**WHAT TO PRODUCE**
Copy all lines that contain the word "React".

**GIVEN MATERIAL**
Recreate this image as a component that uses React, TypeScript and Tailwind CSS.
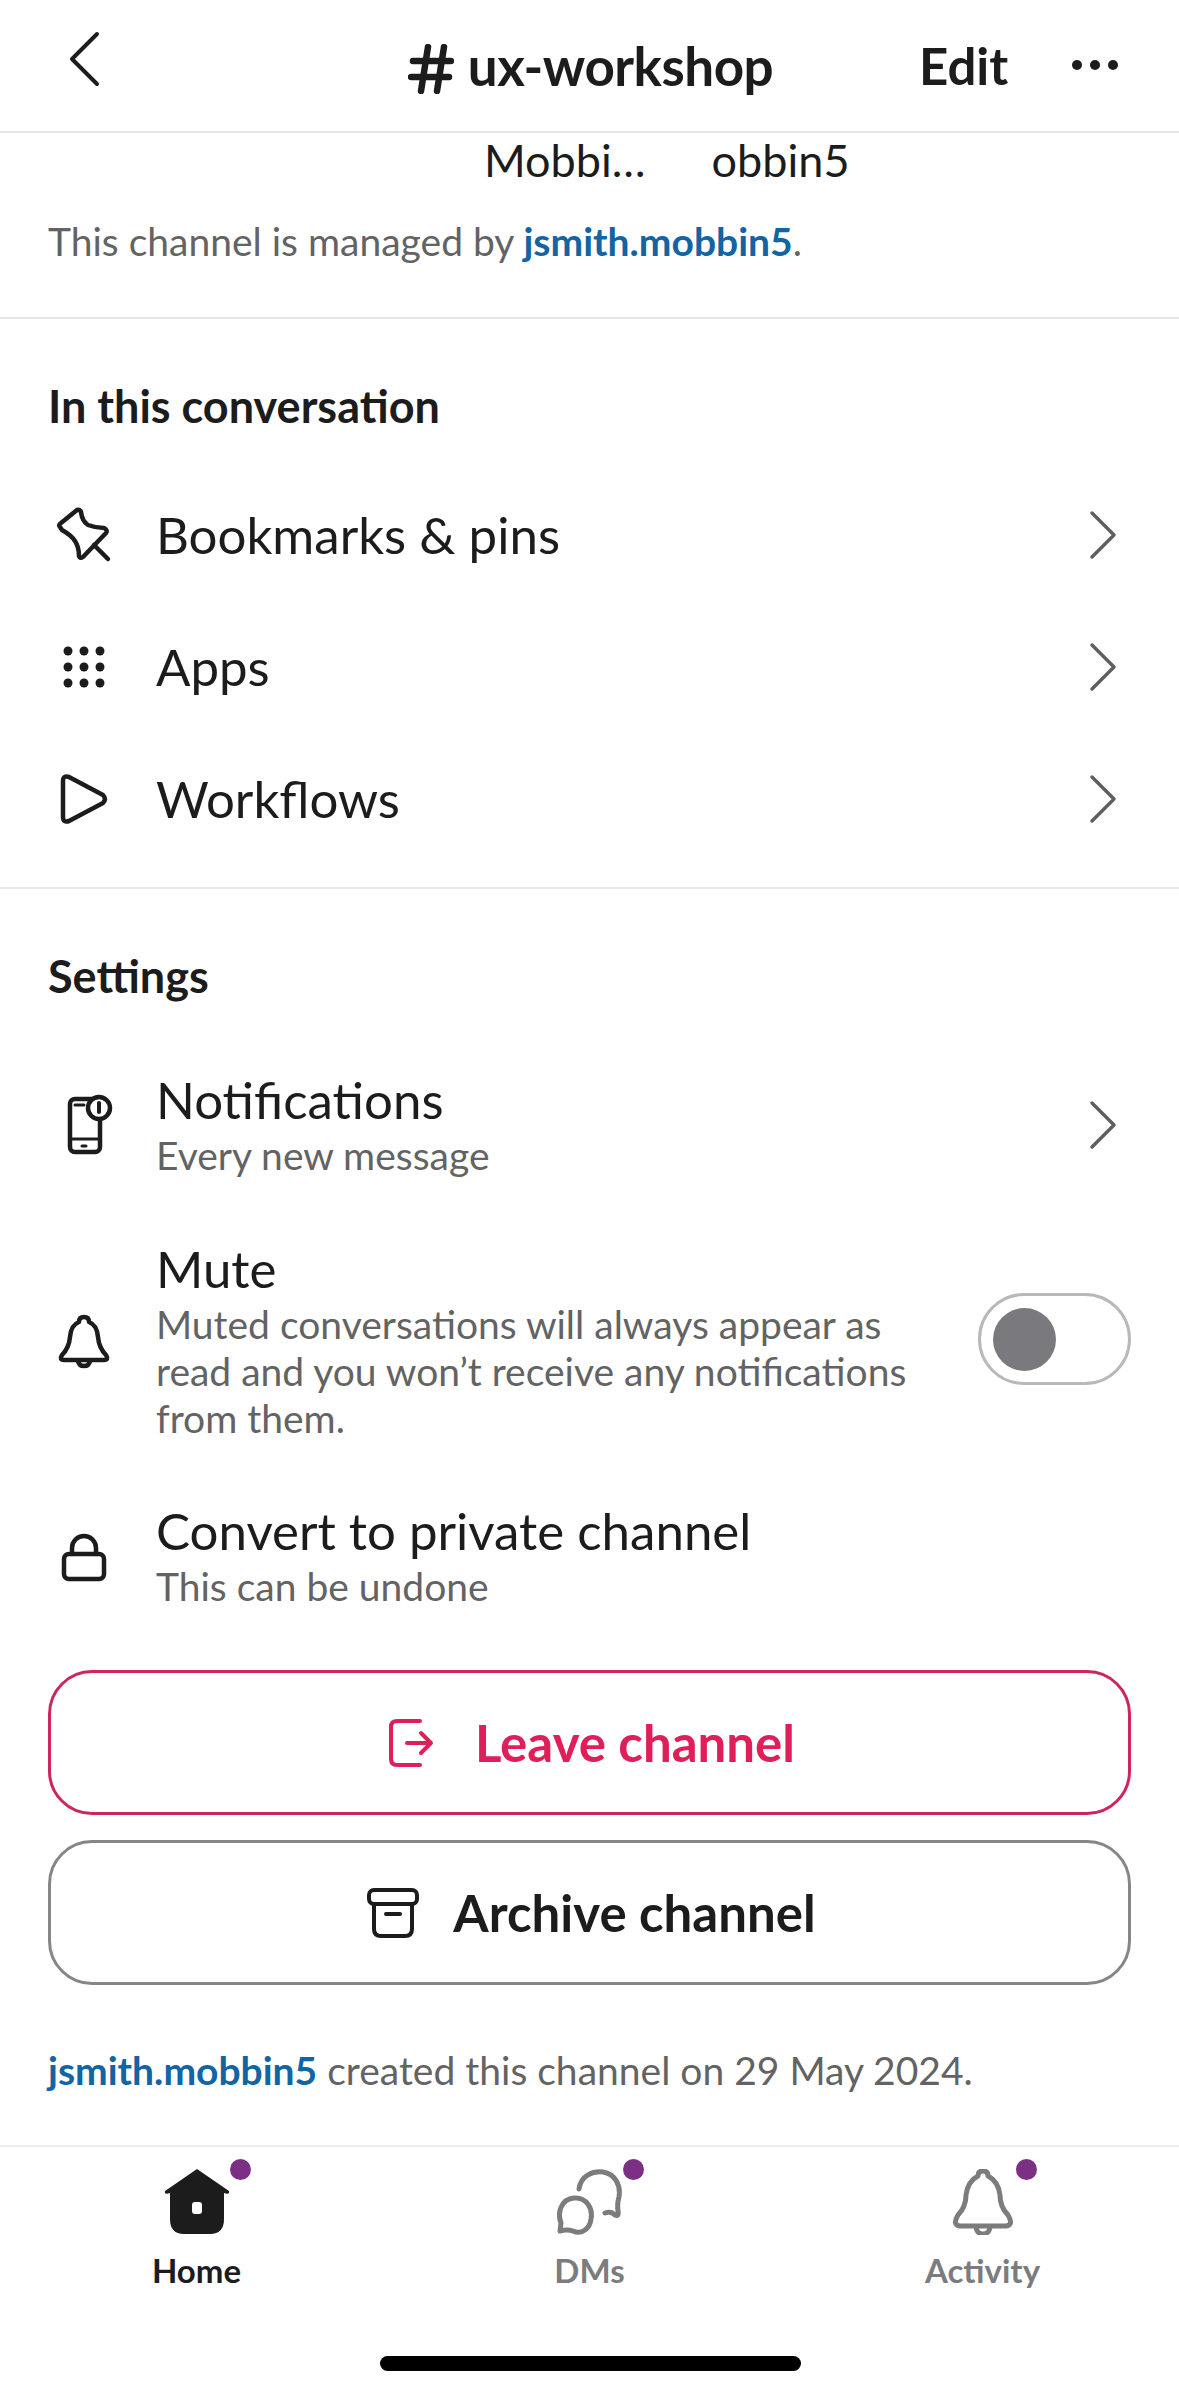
function Chevron() {
  return (
    <svg width="30" height="50" viewBox="0 0 30 50" fill="none" stroke="#5f5f60" strokeWidth="3.5" strokeLinecap="round" strokeLinejoin="round">
      <path d="M3 3 L25 25 L3 47" />
    </svg>
  );
}

function Icon({ children }: { children: React.ReactNode }) {
  return (
    <svg width="72" height="72" viewBox="0 0 72 72" fill="none" stroke="#1d1c1d" strokeWidth="4.5" strokeLinecap="round" strokeLinejoin="round" className="shrink-0">
      {children}
    </svg>
  );
}

function LinkRow({ label, icon }: { label: string; icon: React.ReactNode }) {
  return (
    <div className="h-[132px] flex items-center pl-12 pr-[60px]">
      {icon}
      <span className="ml-[36px] flex-1 text-[51px] leading-[56px] text-[#1d1c1d]">{label}</span>
      <Chevron />
    </div>
  );
}

function Badge() {
  return <span className="absolute top-[-10px] right-[-21px] w-[21px] h-[21px] rounded-full bg-[#7c3085]" />;
}

export default function App() {
  return (
    <div className="w-full h-screen flex flex-col bg-white overflow-hidden font-['Lato','sans-serif'] text-[#1d1c1d]">
      {/* top bar */}
      <header className="h-[133px] shrink-0 relative border-b-2 border-[#e6e6e6] flex justify-center pt-[38px]">
        <svg width="34" height="56" viewBox="0 0 34 56" fill="none" stroke="#1d1c1d" strokeWidth="4" strokeLinecap="round" strokeLinejoin="round" className="absolute left-[67px] top-[31px]">
          <path d="M30 3 L5 28 L30 53" />
        </svg>
        <div className="flex items-center h-[56px] pl-[2px] font-bold text-[53px] leading-[56px] tracking-[-0.5px]">
          <svg width="46" height="50" viewBox="0 0 46 50" fill="none" stroke="#1d1c1d" strokeWidth="6.5" strokeLinecap="round" className="mr-[14px] mt-[6px]">
            <path d="M20 3 L13 47 M36 3 L29 47 M5 17 H43 M3 33 H41" />
          </svg>
          <span>ux-workshop</span>
        </div>
        <span className="absolute left-[919px] top-[38px] font-bold text-[51px] leading-[56px]">Edit</span>
        <div className="absolute left-[1072px] top-[60px] flex gap-[8px]">
          <span className="w-[10px] h-[10px] rounded-full bg-[#1d1c1d]" />
          <span className="w-[10px] h-[10px] rounded-full bg-[#1d1c1d]" />
          <span className="w-[10px] h-[10px] rounded-full bg-[#1d1c1d]" />
        </div>
      </header>

      {/* managed by */}
      <section className="h-[186px] shrink-0 border-b-2 border-[#e6e6e6]">
        <div className="flex pl-[484px] gap-[66px] text-[45px] leading-[50px] pt-[2px]">
          <span>Mobbi…</span>
          <span>obbin5</span>
        </div>
        <p className="pl-12 mt-[32px] text-[39px] leading-[48px] text-[#636363]">
          This channel is managed by <span className="font-bold text-[#1264a3]">jsmith.mobbin5</span>.
        </p>
      </section>

      {/* conversation */}
      <section className="h-[570px] shrink-0 border-b-2 border-[#e6e6e6]">
        <h2 className="pl-12 pt-[63px] font-bold text-[45px] leading-[48px]">In this conversation</h2>
        <div className="mt-[39px]">
          <LinkRow
            label="Bookmarks & pins"
            icon={
              <Icon>
                <path d="M12 28 Q10 26 13 24 L29 11 Q32 10 33 13 Q34 22 40 26 Q48 29 56 29 Q60 31 58 34 L35 58 Q32 60 31 57 Q31 48 27 42 Q23 36 14 31 Z" />
                <path d="M46 46 L60 60" />
              </Icon>
            }
          />
          <LinkRow
            label="Apps"
            icon={
              <Icon>
                <g fill="#1d1c1d" stroke="none">
                  <circle cx="20" cy="20" r="4.5" />
                  <circle cx="36" cy="20" r="4.5" />
                  <circle cx="52" cy="20" r="4.5" />
                  <circle cx="20" cy="36" r="4.5" />
                  <circle cx="36" cy="36" r="4.5" />
                  <circle cx="52" cy="36" r="4.5" />
                  <circle cx="20" cy="52" r="4.5" />
                  <circle cx="36" cy="52" r="4.5" />
                  <circle cx="52" cy="52" r="4.5" />
                </g>
              </Icon>
            }
          />
          <LinkRow
            label="Workflows"
            icon={
              <Icon>
                <path d="M15 18 Q15 12 21 14 L55 32 Q59 36 55 40 L21 58 Q15 60 15 54 Z" />
              </Icon>
            }
          />
        </div>
      </section>

      {/* settings */}
      <section className="flex-1 flex flex-col">
        <h2 className="pl-12 pt-[63px] font-bold text-[45px] leading-[48px]">Settings</h2>

        <div className="mt-[72px] flex items-center pl-12 pr-[60px]">
          <Icon>
            <rect x="22" y="9" width="30" height="53" rx="5" />
            <path d="M22 49 H52" strokeWidth="3" />
            <path d="M34 56 H38" strokeWidth="3" />
            <path d="M27 15 H36" strokeWidth="3" />
            <circle cx="51" cy="18" r="11" fill="#fff" />
            <path d="M51 13 V22" strokeWidth="4" />
          </Icon>
          <div className="ml-[36px] flex-1">
            <div className="text-[51px] leading-[56px]">Notifications</div>
            <div className="mt-[4px] text-[39px] leading-[47px] text-[#636363]">Every new message</div>
          </div>
          <div className="mb-[2px]">
            <Chevron />
          </div>
        </div>

        <div className="mt-[62px] flex items-center pl-12 pr-12">
          <Icon>
            <path d="M31 16 Q31 11 36 11 Q41 11 41 16 Q49 19 50 31 Q51 42 58 49 Q61 54 56 54 L16 54 Q11 54 14 49 Q21 42 22 31 Q23 19 31 16 Z" />
            <path d="M30 55 Q31 60 36 60 Q41 60 42 55" />
          </Icon>
          <div className="ml-[36px] w-[760px]">
            <div className="text-[51px] leading-[56px]">Mute</div>
            <div className="mt-[4px] text-[39px] leading-[47px] text-[#636363]">
              Muted conversations will always appear as read and you won’t receive any notifications from them.
            </div>
          </div>
          <div className="ml-auto mb-[5px] w-[153px] h-[92px] rounded-full border-[3px] border-[#b8b8b8] flex items-center pl-[12px]">
            <span className="w-[63px] h-[63px] rounded-full bg-[#7a7a7e]" />
          </div>
        </div>

        <div className="mt-[61px] flex items-center pl-12 pr-12">
          <Icon>
            <rect x="16" y="33" width="40" height="25" rx="5" />
            <path d="M24 33 V27 A12 12 0 0 1 48 27 V33" />
          </Icon>
          <div className="ml-[36px] flex-1">
            <div className="text-[51px] leading-[56px]">Convert to private channel</div>
            <div className="mt-[4px] text-[39px] leading-[47px] text-[#636363]">This can be undone</div>
          </div>
        </div>

        <div className="mt-[60px] mx-12 flex flex-col gap-[25px]">
          <button className="h-[145px] pl-[4px] rounded-[44px] border-[3px] border-[#d0245f] flex items-center justify-center gap-[41px] text-[#e01e5a] font-bold text-[51px] leading-[56px]">
            <svg width="46" height="50" viewBox="0 0 46 50" fill="none" stroke="#e01e5a" strokeWidth="4" strokeLinecap="round" strokeLinejoin="round">
              <path d="M32 3 H9 Q3 3 3 9 V41 Q3 47 9 47 H32" />
              <path d="M19 25 H43 M33 15 L43 25 L33 35" />
            </svg>
            Leave channel
          </button>
          <button className="h-[145px] pl-[4px] rounded-[44px] border-[3px] border-[#868686] flex items-center justify-center gap-[34px] font-bold text-[51px] leading-[56px]">
            <svg width="52" height="52" viewBox="0 0 52 52" fill="none" stroke="#1d1c1d" strokeWidth="4" strokeLinecap="round" strokeLinejoin="round">
              <rect x="2" y="3" width="48" height="14" rx="5" />
              <path d="M7 17 V42 Q7 49 14 49 H38 Q45 49 45 42 V17" />
              <path d="M19 27 H33" />
            </svg>
            Archive channel
          </button>
        </div>

        <p className="pl-12 mt-[61px] text-[39px] leading-[48px] text-[#636363]">
          <span className="font-bold text-[#1264a3]">jsmith.mobbin5</span> created this channel on 29 May 2024.
        </p>
      </section>

      {/* tab bar */}
      <nav className="h-[251px] shrink-0 relative border-t-2 border-[#eeeeee] grid grid-cols-3 pt-[22px]">
        <div className="flex flex-col items-center">
          <div className="relative">
            <svg width="66" height="66" viewBox="0 0 66 66" className="block">
              <path d="M33 0 L65 22 Q66 26 60 24 V50 Q60 65 46 65 H20 Q6 65 6 50 V24 Q0 26 1 22 Z" fill="#1d1c1d" />
              <rect x="28" y="33" width="10" height="12" rx="3" fill="#fff" />
            </svg>
            <Badge />
          </div>
          <span className="mt-[15px] font-bold text-[33px] leading-[40px]">Home</span>
        </div>
        <div className="flex flex-col items-center">
          <div className="relative">
            <svg width="66" height="66" viewBox="0 0 66 66" fill="none" stroke="#7c7c7f" strokeWidth="5" strokeLinecap="round" strokeLinejoin="round" className="block">
              <path d="M22 20 C24 6 36 2 46 3 C58 5 64 16 62 28 C61 32 60 34 61 42 Q62 48 58 46 Q54 42 48 44" />
              <path d="M3 62 L4 54 C0 44 4 30 17 29 C30 28 36 40 34 50 C33 60 24 66 16 62 Q10 60 3 62 Z" />
            </svg>
            <Badge />
          </div>
          <span className="mt-[15px] font-bold text-[33px] leading-[40px] text-[#7c7c7f]">DMs</span>
        </div>
        <div className="flex flex-col items-center">
          <div className="relative">
            <svg width="66" height="66" viewBox="0 0 66 66" fill="none" stroke="#7c7c7f" strokeWidth="5" strokeLinecap="round" strokeLinejoin="round" className="block">
              <path d="M28 7 Q28 2 33 2 Q38 2 38 7 Q48 12 50 26 Q50 38 58 46 Q64 56 56 57 H10 Q2 56 8 46 Q16 38 16 26 Q18 12 28 7 Z" />
              <path d="M26 58 Q27 65 33 65 Q39 65 40 58" />
            </svg>
            <Badge />
          </div>
          <span className="mt-[15px] font-bold text-[33px] leading-[40px] text-[#7c7c7f]">Activity</span>
        </div>
        <span className="absolute left-[380px] top-[209px] w-[421px] h-[15px] rounded-full bg-black" />
      </nav>
    </div>
  );
}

**FINAL ANSWER**
Recreate this image as a component that uses React, TypeScript and Tailwind CSS.
function Icon({ children }: { children: React.ReactNode }) {
function LinkRow({ label, icon }: { label: string; icon: React.ReactNode }) {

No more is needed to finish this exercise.